■ **TO BE DONE**
Every line that holds "styles" should be shown.

── RECORDED DATA

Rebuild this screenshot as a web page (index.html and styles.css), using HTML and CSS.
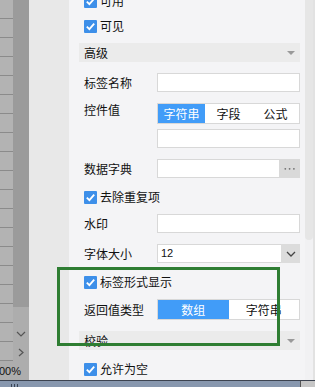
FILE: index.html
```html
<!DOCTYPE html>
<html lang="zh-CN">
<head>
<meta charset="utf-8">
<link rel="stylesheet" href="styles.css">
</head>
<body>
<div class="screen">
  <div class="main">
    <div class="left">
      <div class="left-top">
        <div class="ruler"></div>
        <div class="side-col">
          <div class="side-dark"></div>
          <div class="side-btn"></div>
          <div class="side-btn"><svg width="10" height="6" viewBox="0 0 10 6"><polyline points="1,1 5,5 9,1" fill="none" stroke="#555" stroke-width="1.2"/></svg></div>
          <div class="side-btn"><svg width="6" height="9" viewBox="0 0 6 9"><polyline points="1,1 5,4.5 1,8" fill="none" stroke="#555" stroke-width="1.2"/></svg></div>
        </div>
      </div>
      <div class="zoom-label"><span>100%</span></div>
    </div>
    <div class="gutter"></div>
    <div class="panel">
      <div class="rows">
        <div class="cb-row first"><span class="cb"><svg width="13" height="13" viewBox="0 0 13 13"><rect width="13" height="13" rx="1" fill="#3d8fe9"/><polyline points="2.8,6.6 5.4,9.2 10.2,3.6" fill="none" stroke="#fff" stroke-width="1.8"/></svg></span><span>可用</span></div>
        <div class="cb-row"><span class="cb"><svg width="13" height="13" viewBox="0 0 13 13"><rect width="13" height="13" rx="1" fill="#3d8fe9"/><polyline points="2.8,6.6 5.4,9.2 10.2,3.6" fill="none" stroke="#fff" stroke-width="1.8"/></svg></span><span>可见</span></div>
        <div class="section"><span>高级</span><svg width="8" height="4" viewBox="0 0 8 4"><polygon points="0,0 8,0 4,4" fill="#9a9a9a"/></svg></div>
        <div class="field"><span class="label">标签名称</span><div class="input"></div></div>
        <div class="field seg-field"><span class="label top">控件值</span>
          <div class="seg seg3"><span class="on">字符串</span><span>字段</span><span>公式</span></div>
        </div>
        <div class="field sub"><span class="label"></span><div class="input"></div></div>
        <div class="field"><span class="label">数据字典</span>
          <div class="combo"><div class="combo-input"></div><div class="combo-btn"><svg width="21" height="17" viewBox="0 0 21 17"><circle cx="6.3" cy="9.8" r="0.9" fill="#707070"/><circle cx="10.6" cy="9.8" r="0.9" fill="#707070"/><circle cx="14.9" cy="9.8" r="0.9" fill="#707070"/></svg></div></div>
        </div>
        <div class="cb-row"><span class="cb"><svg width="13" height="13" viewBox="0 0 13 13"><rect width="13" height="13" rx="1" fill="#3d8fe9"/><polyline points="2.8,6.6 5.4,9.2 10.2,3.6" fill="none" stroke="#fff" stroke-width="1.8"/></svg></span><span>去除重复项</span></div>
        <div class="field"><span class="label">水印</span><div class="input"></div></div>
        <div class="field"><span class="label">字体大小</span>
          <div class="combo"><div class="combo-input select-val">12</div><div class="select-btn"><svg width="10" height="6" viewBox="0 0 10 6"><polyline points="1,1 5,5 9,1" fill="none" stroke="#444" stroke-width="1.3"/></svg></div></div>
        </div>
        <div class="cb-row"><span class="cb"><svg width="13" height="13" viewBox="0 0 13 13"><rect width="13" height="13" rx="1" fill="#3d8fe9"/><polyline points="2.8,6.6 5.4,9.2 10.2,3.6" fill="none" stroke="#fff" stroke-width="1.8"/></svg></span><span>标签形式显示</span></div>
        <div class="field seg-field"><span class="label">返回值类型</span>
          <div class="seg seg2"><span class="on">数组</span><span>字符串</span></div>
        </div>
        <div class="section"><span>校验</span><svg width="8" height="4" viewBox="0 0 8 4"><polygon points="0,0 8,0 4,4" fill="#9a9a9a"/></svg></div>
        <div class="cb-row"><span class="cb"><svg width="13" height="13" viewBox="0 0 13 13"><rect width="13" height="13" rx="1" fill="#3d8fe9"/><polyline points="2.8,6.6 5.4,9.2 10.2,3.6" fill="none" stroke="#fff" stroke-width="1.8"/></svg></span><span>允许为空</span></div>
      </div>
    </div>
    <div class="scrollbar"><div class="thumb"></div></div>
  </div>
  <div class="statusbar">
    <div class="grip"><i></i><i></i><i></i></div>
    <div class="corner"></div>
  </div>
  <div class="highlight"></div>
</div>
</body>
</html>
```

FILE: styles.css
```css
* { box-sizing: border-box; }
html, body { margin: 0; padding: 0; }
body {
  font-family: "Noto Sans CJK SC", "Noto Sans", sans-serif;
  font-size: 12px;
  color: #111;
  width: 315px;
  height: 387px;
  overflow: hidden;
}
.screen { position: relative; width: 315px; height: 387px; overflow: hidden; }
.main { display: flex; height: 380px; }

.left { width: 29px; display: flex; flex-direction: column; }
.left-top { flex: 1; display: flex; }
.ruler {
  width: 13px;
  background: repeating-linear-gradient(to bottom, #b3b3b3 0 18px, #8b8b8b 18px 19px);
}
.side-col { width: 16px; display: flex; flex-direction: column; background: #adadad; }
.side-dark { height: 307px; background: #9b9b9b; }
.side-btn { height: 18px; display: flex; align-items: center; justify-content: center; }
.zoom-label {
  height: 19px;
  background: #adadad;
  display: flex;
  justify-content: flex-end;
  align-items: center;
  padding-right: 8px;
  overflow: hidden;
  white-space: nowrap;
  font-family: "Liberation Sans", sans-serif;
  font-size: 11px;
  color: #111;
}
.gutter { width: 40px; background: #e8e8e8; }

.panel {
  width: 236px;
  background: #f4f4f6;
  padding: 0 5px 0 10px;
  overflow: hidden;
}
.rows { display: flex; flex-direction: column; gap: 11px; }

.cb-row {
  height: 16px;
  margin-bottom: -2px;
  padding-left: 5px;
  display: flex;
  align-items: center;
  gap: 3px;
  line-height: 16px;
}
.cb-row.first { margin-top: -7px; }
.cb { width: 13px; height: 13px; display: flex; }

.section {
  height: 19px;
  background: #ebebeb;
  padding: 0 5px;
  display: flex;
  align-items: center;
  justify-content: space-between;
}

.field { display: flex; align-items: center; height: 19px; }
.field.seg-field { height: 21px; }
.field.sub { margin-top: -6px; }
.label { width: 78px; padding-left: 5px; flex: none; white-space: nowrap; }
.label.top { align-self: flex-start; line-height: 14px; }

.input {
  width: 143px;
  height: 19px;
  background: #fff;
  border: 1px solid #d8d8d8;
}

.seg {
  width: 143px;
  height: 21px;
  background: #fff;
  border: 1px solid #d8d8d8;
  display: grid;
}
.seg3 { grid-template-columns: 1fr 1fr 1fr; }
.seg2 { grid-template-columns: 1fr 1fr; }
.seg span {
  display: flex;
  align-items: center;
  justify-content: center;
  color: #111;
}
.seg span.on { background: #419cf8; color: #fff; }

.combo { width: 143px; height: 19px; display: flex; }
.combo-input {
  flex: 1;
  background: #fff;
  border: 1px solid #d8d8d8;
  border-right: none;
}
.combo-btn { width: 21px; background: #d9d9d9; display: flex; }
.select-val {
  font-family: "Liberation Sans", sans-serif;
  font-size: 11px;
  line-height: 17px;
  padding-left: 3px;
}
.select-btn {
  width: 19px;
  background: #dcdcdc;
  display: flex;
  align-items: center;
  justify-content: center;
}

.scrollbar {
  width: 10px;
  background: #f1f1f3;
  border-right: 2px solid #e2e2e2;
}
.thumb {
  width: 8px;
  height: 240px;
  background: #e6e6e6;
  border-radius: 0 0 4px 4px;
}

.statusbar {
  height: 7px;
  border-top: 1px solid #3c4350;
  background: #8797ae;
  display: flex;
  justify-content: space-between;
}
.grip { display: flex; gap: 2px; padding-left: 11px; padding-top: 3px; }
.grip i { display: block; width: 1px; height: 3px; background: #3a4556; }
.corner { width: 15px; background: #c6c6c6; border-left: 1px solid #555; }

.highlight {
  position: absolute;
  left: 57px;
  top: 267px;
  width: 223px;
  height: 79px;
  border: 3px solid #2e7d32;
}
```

────

■ **FINAL RESULT**
Rebuild this screenshot as a web page (index.html and styles.css), using HTML and CSS.
<link rel="stylesheet" href="styles.css">
FILE: styles.css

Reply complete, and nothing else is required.